Hayatının aşkıyla karşılaştığında farkındalık duygusu yoğun ve gelişmeye açık, henüz 14 yaşında bir gençtir Georg. Cinselliği ve kadın erkek ilişkilerini keşfetmek üzeredir, ancak bir türlü keşfedemediği Camille`le yolları hayatlarının farklı dönemlerinde sürekli kesişir. Başka kadınlar girer çıkar Georg`un hayatına. Camille ulaşamadığı, abarttığı bir imgeye mi dönüşmüştür?
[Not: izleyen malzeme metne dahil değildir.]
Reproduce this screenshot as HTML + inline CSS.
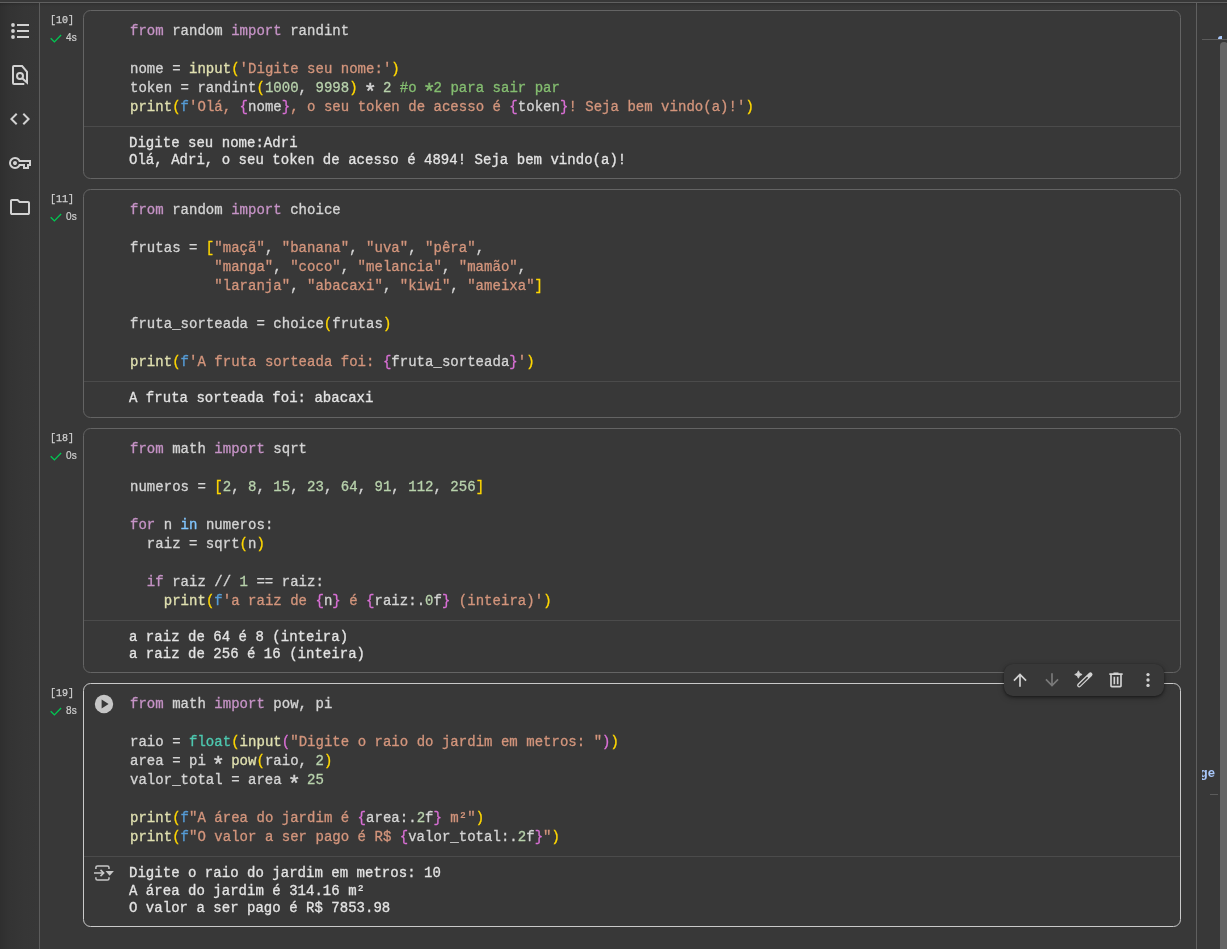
<!DOCTYPE html>
<html>
<head>
<meta charset="utf-8">
<title>Colab</title>
<style>
html,body{margin:0;padding:0;}
body{width:1227px;height:949px;overflow:hidden;position:relative;background:#383838;font-family:"Liberation Sans",sans-serif;}
.abs{position:absolute;}
#topline{left:0;top:2px;width:1227px;height:1px;background:#606060;}
#topshadow{left:0;top:3px;width:1227px;height:4px;background:linear-gradient(to bottom,rgba(0,0,0,.16),rgba(0,0,0,.05) 50%,rgba(0,0,0,0));}
#leftbar{left:0;top:3px;width:39px;height:946px;background:linear-gradient(to right,#2f2f2f 0,#333333 8px,#363636 24px,#373737 39px);}
#leftline{left:39px;top:3px;width:1px;height:946px;background:#5c5c5c;}
#rightline{left:1196px;top:3px;width:1px;height:946px;background:#606060;}
#sbthumb{left:1220px;top:42px;width:8px;height:920px;border-radius:4px;background:#656565;}
#rtick1{left:1202px;top:39px;width:25px;height:1px;background:#5b5b5b;}
#rtick2{left:1210px;top:794px;width:8px;height:1px;background:#5b5b5b;}
#rblue{left:1218px;top:36px;width:4px;height:3px;background:#a8c7fa;border-radius:3px 0 0 0;}
#rge{left:1202px;top:764px;width:13px;height:18px;overflow:hidden;color:#a8c7fa;font:bold 13px/18px "Liberation Sans",sans-serif;}
.side svg{display:block;}
.cell{position:absolute;left:83px;width:1096px;border:1px solid #646464;border-radius:7.500px;box-sizing:content-box;}
.cell.active{border-color:#c9c9c9;}
.div{position:absolute;left:84px;width:1096px;height:1px;background:#4b4b4b;}
.code,.out,.cnt,.tm,#rge{will-change:transform;}
.code,.out{position:absolute;white-space:pre;letter-spacing:0.0273px;-webkit-text-stroke:0.3px;font-family:"Liberation Mono",monospace;font-size:14px;color:#d4d4d4;margin:0;}
.code{left:130px;line-height:19px;}
.out{left:129px;line-height:17px;color:#e3e3e3;}
.k{color:#c693c6}.f{color:#e0e0b0}.s{color:#d3957c}.n{color:#b8d2ac}.c{color:#84bd70}
.a{display:inline-block;transform-origin:50% 5.300px;transform:translateY(3.100px) scale(1.550);}
.b{color:#569cd6}.g{color:#ffd700}.o{color:#da70d6}.t{color:#4ec9b0}.i{color:#82c6ff}
.cnt{-webkit-text-stroke:0.25px;position:absolute;left:50px;font-family:"Liberation Mono",monospace;font-size:10px;line-height:12px;color:#d0d0d0;white-space:pre;}
.tm{-webkit-text-stroke:0.2px;letter-spacing:0.3px;position:absolute;font-family:"Liberation Sans",sans-serif;font-size:10px;line-height:12px;color:#d0d0d0;}
.chk{position:absolute;left:49px;}
#toolbar{left:1004px;top:664px;width:160px;height:32px;border-radius:9px;background:#383838;box-shadow:0 1px 3px rgba(0,0,0,.45),0 2px 6px rgba(0,0,0,.25);}
#toolbar svg{position:absolute;top:6px;}
</style>
</head>
<body>
<div id="topline" class="abs"></div>
<div id="leftbar" class="abs"></div>
<div id="topshadow" class="abs"></div>
<div id="leftline" class="abs"></div>
<div id="rightline" class="abs"></div>
<div id="rtick1" class="abs"></div>
<div id="rblue" class="abs"></div>
<div id="sbthumb" class="abs"></div>
<div id="rge" class="abs"><span style="position:absolute;right:0;white-space:nowrap">page</span></div>
<div id="rtick2" class="abs"></div>

<!-- SIDEBAR ICONS -->
<div class="side">
<svg class="abs" style="left:8px;top:19px" width="24" height="24" viewBox="0 0 24 24" fill="#d2d2d2"><circle cx="5" cy="6" r="1.9"/><circle cx="5" cy="12" r="1.9"/><circle cx="5" cy="18" r="1.9"/><rect x="9" y="5" width="12" height="2"/><rect x="9" y="11" width="12" height="2"/><rect x="9" y="17" width="12" height="2"/></svg>
<svg class="abs" style="left:8px;top:63px" width="24" height="24" viewBox="0 0 24 24" fill="none" stroke="#d2d2d2" stroke-width="2"><path d="M16.300 21H6a1 1 0 0 1-1-1V4a1 1 0 0 1 1-1h8.100L19 8.900V19.600L14.200 15.200"/><circle cx="12" cy="13" r="3"/></svg>
<svg class="abs" style="left:8px;top:107px" width="24" height="24" viewBox="0 -960 960 960" fill="#d2d2d2"><path d="M320-240 80-480l240-240 57 57-184 184 183 183-56 56Zm320 0-57-57 184-184-183-183 56-56 240 240-240 240Z"/></svg>
<svg class="abs" style="left:8px;top:151px" width="24" height="24" viewBox="0 -960 960 960" fill="#d2d2d2"><path d="M280-400q-33 0-56.500-23.500T200-480q0-33 23.500-56.500T280-560q33 0 56.500 23.500T360-480q0 33-23.500 56.500T280-400Zm0 160q-100 0-170-70T40-480q0-100 70-170t170-70q66 0 121 33t87 87h432v240h-80v120H600v-120H488q-32 54-87 87t-121 33Zm0-80q66 0 106-40.500t48-79.500h246v120h80v-120h80v-80H434q-8-39-48-79.500T280-640q-66 0-113 47t-47 113q0 66 47 113t113 47Z"/></svg>
<svg class="abs" style="left:8px;top:195px" width="24" height="24" viewBox="0 -960 960 960" fill="#d2d2d2"><path d="M160-160q-33 0-56.500-23.500T80-240v-480q0-33 23.500-56.500T160-800h240l80 80h320q33 0 56.500 23.500T880-640v400q0 33-23.500 56.500T800-160H160Zm0-80h640v-400H447l-80-80H160v480Zm0 0v-480 480Z"/></svg>
</div>

<!-- CELL 1 -->
<div class="cell" style="top:10px;height:167px"></div>
<div class="div" style="top:126px"></div>
<div class="cnt" style="top:15px">[10]</div>
<svg class="chk" style="top:32px" width="14" height="14" viewBox="0 0 14 14"><path d="M1.700 6.200 5.400 9.900 12.100 3" fill="none" stroke="#00c752" stroke-width="1.350"/></svg>
<div class="tm" style="left:66px;top:32px">4s</div>
<pre class="code" style="top:22px"><span class="k">from</span> random <span class="k">import</span> randint

nome = <span class="f">input</span><span class="g">(</span><span class="s">'Digite seu nome:'</span><span class="g">)</span>
token = randint<span class="g">(</span><span class="n">1000</span>, <span class="n">9998</span><span class="g">)</span> <span class="a">*</span> <span class="n">2</span> <span class="c">#o <span class="a">*</span>2 para sair par</span>
<span class="f">print</span><span class="g">(</span><span class="b">f</span><span class="s">'Olá, </span><span class="o">{</span>nome<span class="o">}</span><span class="s">, o seu token de acesso é </span><span class="o">{</span>token<span class="o">}</span><span class="s">! Seja bem vindo(a)!'</span><span class="g">)</span></pre>
<pre class="out" style="top:135px">Digite seu nome:Adri
Olá, Adri, o seu token de acesso é 4894! Seja bem vindo(a)!</pre>

<!-- CELL 2 -->
<div class="cell" style="top:189px;height:227px"></div>
<div class="div" style="top:381px"></div>
<div class="cnt" style="top:194px">[11]</div>
<svg class="chk" style="top:211px" width="14" height="14" viewBox="0 0 14 14"><path d="M1.700 6.200 5.400 9.900 12.100 3" fill="none" stroke="#00c752" stroke-width="1.350"/></svg>
<div class="tm" style="left:66px;top:211px">0s</div>
<pre class="code" style="top:201px"><span class="k">from</span> random <span class="k">import</span> choice

frutas = <span class="g">[</span><span class="s">"maçã"</span>, <span class="s">"banana"</span>, <span class="s">"uva"</span>, <span class="s">"pêra"</span>,
          <span class="s">"manga"</span>, <span class="s">"coco"</span>, <span class="s">"melancia"</span>, <span class="s">"mamão"</span>,
          <span class="s">"laranja"</span>, <span class="s">"abacaxi"</span>, <span class="s">"kiwi"</span>, <span class="s">"ameixa"</span><span class="g">]</span>

fruta_sorteada = choice<span class="g">(</span>frutas<span class="g">)</span>

<span class="f">print</span><span class="g">(</span><span class="b">f</span><span class="s">'A fruta sorteada foi: </span><span class="o">{</span>fruta_sorteada<span class="o">}</span><span class="s">'</span><span class="g">)</span></pre>
<pre class="out" style="top:390px">A fruta sorteada foi: abacaxi</pre>

<!-- CELL 3 -->
<div class="cell" style="top:428px;height:243px"></div>
<div class="div" style="top:620px"></div>
<div class="cnt" style="top:433px">[18]</div>
<svg class="chk" style="top:450px" width="14" height="14" viewBox="0 0 14 14"><path d="M1.700 6.200 5.400 9.900 12.100 3" fill="none" stroke="#00c752" stroke-width="1.350"/></svg>
<div class="tm" style="left:66px;top:450px">0s</div>
<pre class="code" style="top:440px"><span class="k">from</span> math <span class="k">import</span> sqrt

numeros = <span class="g">[</span><span class="n">2</span>, <span class="n">8</span>, <span class="n">15</span>, <span class="n">23</span>, <span class="n">64</span>, <span class="n">91</span>, <span class="n">112</span>, <span class="n">256</span><span class="g">]</span>

<span class="k">for</span> n <span class="i">in</span> numeros:
  raiz = sqrt<span class="g">(</span>n<span class="g">)</span>

  <span class="k">if</span> raiz // <span class="n">1</span> == raiz:
    <span class="f">print</span><span class="g">(</span><span class="b">f</span><span class="s">'a raiz de </span><span class="o">{</span>n<span class="o">}</span><span class="s"> é </span><span class="o">{</span>raiz:.<span class="n">0</span>f<span class="o">}</span><span class="s"> (inteira)'</span><span class="g">)</span></pre>
<pre class="out" style="top:629px">a raiz de 64 é 8 (inteira)
a raiz de 256 é 16 (inteira)</pre>

<!-- CELL 4 -->
<div class="cell active" style="top:683px;height:242px"></div>
<div class="div" style="top:856px"></div>
<div class="cnt" style="top:688px">[19]</div>
<svg class="chk" style="top:705px" width="14" height="14" viewBox="0 0 14 14"><path d="M1.700 6.200 5.400 9.900 12.100 3" fill="none" stroke="#00c752" stroke-width="1.350"/></svg>
<div class="tm" style="left:66px;top:705px">8s</div>
<svg class="abs" style="left:93px;top:693px" width="22" height="22" viewBox="0 0 24 24"><circle cx="12" cy="12" r="10" fill="#c6c6c6"/><path d="M9.400 7v10l7.600-5z" fill="#383838"/></svg>
<pre class="code" style="top:695px"><span class="k">from</span> math <span class="k">import</span> pow, pi

raio = <span class="t">float</span><span class="g">(</span><span class="f">input</span><span class="o">(</span><span class="s">"Digite o raio do jardim em metros: "</span><span class="o">)</span><span class="g">)</span>
area = pi <span class="a">*</span> <span class="f">pow</span><span class="g">(</span>raio, <span class="n">2</span><span class="g">)</span>
valor_total = area <span class="a">*</span> <span class="n">25</span>

<span class="f">print</span><span class="g">(</span><span class="b">f</span><span class="s">"A área do jardim é </span><span class="o">{</span>area:.<span class="n">2</span>f<span class="o">}</span><span class="s"> m²"</span><span class="g">)</span>
<span class="f">print</span><span class="g">(</span><span class="b">f</span><span class="s">"O valor a ser pago é R$ </span><span class="o">{</span>valor_total:.<span class="n">2</span>f<span class="o">}</span><span class="s">"</span><span class="g">)</span></pre>
<pre class="out" style="top:865px;line-height:17.7px">Digite o raio do jardim em metros: 10
A área do jardim é 314.16 m²
O valor a ser pago é R$ 7853.98</pre>
<!-- output icon -->
<svg class="abs" style="left:94px;top:865px" width="20" height="16" viewBox="0 0 20 16" fill="none" stroke="#c8c8c8" stroke-width="1.500"><path d="M1.900 3.900V2.500Q1.900 .9 3.500 .9H13.400Q15 .9 15 2.500V3.900"/><path d="M1.900 12.200v1.300Q1.900 15.100 3.500 15.100H13.400Q15 15.100 15 13.500V12.200"/><path d="M0 8H9.500M6.500 4.900 9.700 8 6.500 11.100"/><path d="M11.500 6h8.400L15.700 10.800z" fill="#c8c8c8" stroke="none"/></svg>

<!-- TOOLBAR -->
<div id="toolbar" class="abs">
<svg style="left:6px" width="20" height="20" viewBox="0 0 24 24" fill="#d2d2d2"><path d="M4 12l1.410 1.410L11 7.830V20h2V7.830l5.580 5.590L20 12l-8-8-8 8z"/></svg>
<svg style="left:38px" width="20" height="20" viewBox="0 0 24 24" fill="#7a7a7a"><path d="M20 12l-1.410-1.410L13 16.170V4h-2v12.170l-5.580-5.590L4 12l8 8 8-8z"/></svg>
<svg style="left:70px" width="20" height="20" viewBox="0 0 24 24"><path d="M5.300 1 Q5.900 4.800 9.700 5.400 Q5.900 6 5.300 9.800 Q4.700 6 .9 5.400 Q4.700 4.800 5.300 1z" stroke="#d2d2d2" stroke-width="1.100" stroke-linejoin="round" fill="#d2d2d2"/><path d="M6.200 18.400 19.700 5.300" stroke="#d2d2d2" stroke-width="5" stroke-linecap="round" fill="none"/><path d="M6.300 18.500 15.800 9.100" stroke="#383838" stroke-width="1.900" stroke-linecap="round" fill="none"/></svg>
<svg style="left:102px" width="20" height="20" viewBox="0 -960 960 960" fill="#d2d2d2"><path d="M280-120q-33 0-56.500-23.500T200-200v-520h-40v-80h200v-40h240v40h200v80h-40v520q0 33-23.500 56.500T680-120H280Zm400-600H280v520h400v-520ZM360-280h80v-360h-80v360Zm160 0h80v-360h-80v360ZM280-720v520-520Z"/></svg>
<svg style="left:134px" width="20" height="20" viewBox="0 0 24 24" fill="#d2d2d2"><circle cx="12" cy="5.500" r="2"/><circle cx="12" cy="12" r="2"/><circle cx="12" cy="18.500" r="2"/></svg>
</div>
</body>
</html>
Belki de, bir kadınla yatmamak hiç bu kadar güzel olmamıştır.
Tıpkı evinde beslediği hayvanı komşuya verip bir daha geri alamadığında kendinden nefret eden Nabokov gibi, Georg da kendinden nefret eder ve Camille`i gittiği her yere taşır; zihninde, çantasında, ve rüyalarındadır Camille… Düşsel avuntularla ve yaratıcılıkla geçen Camille`siz hayatını bilim, felsefe ve sinema ile, Sartre ve Cortes`le besler.
Mutlak özgürlük, ölümüne varoluştan gelir. Thomas Lehr, otobiyografik romanında Georg aracılığıyla erkeğe, kaybettiği kadınını aratıyor. Bu keşifte her erkek kendi dönüşümünü görecek; erkekte iz bırakmadığını düşünen kadın ise erkeğin hayatını aslında nasıl çevrelediğini anlayacak.
"Bu romanı okumak büyük bir zevk, muhteşem yazınsal parçaları okurken, hoş bir sinema dilini ve amatör öğrenci ruhunu bir arada buluyorsunuz."
- Ingolf Kern, Die Welt
"Lehr, sanatsal ve aynı zamanda erotik eğitim veren eseri Nabokov`un Kedisi`ni, ciddiyetle ve ustalıkla yüceltmiş."
- Volker Hage, Der Spiegel
Nabokov`un Kedisi, Almanya`da 1999 yılında Rheingau Edebiyat Ödülü`nü ve 2000 yılında Wolfgang-Koeppen Ödülü`nü almıştır.